For now, momentum remains firmly with the buyers. “Trying to pick a top in gold is pretty much a fool's errand at this stage,” said Michael Brown, Senior Research Strategist at Pepperstone.

“Momentum remains firmly with the buyers, supported by a strong fundamental bull case. Demand from reserve allocators seeking diversification, the risk of inflation expectations coming loose, and runaway fiscal spending in developed markets are all driving the rally. On top of that, we are now in uncharted territory, with gold setting fresh record highs almost daily.

"Right now, the most notable levels to watch are simply the round numbers, $3,900 then $4,000, purely for psychological reasons as opposed to anything more complicated.”

On Wednesday, spot gold gained 0.8% to $3,886.97 an ounce by 1055 GMT after touching a record peak of $3,898.18. The US government shutdown added fuel to an already powerful rally.

The shutdown has stalled key economic data releases and triggered the furlough of about 750,000 federal workers at an estimated daily cost of $400 million, and has deepened the safe-haven bid. Non-yielding gold thrives when real rates fall and macro uncertainty spikes.

Is the correction coming soon?

Technically, some analysts have been calling the market overbought for weeks, but it has continued to surge. “Again it's tough to argue that the rally is 'overextended', by many metrics bullion has been 'overbought' since the start of September, yet we've rallied well over 10% since then, so gauging where we stand based on momentum metrics alone doesn't paint anything near a full picture of what's really going on,” Brown said.

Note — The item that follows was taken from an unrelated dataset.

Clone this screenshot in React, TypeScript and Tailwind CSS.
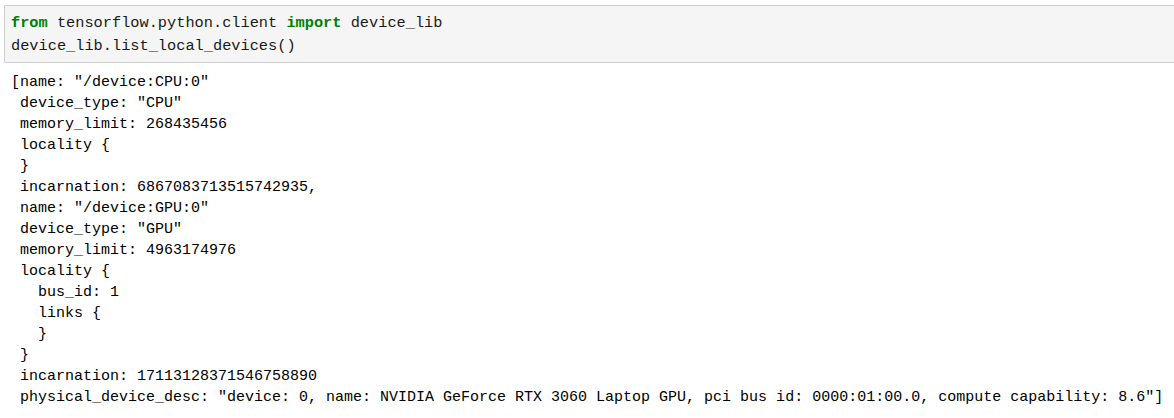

“As for support, though, the prior range highs around $3,700 an ounce, followed by the 50-day moving average at $3,505 an ounce, stand as the most obvious levels to watch. So long as we remain above that latter MA, though, the over-arching trend remains to the upside.”

Goldman Sachs expects gold to reach $4,000 per ounce by mid-2026, driven by what it calls “conviction buyers”, which include central banks, ETFs and speculators with longer-term strategies, rather than short-term opportunistic traders.

According to the bank, every 100 tonnes of net purchases by these conviction holders typically lifts gold by about 1.7%. Central banks have been buying approximately 64 tonnes a month this year, with activity expected to reaccelerate in the autumn after a seasonal slowdown during the summer. Goldman expects the current trend in official sector accumulation to last at least another three years.

Fewer buying opportunities?

The traditional inverse link between gold and the US dollar has also weakened. “A rebound in the greenback is unlikely to derail the rally in gold to any great extent, given that the yellow metal has continued to gain ground in recent sessions, despite the buck firming against most major peers,” Brown noted.

“The same goes for the policy backdrop, though the chance of a hawkish Fed pivot is pretty remote at this stage, given that the typical inverse relationship between gold and real rates has been broken since at least mid-2022, and seems unlikely to re-establish itself any time soon.”

For now, the market remains supported by central bank buying, fiscal expansion in developed economies, and investor uncertainty over growth and inflation. Until one of those props is removed, any pullback is likely to be seen as a buying opportunity rather than the start of a deeper decline.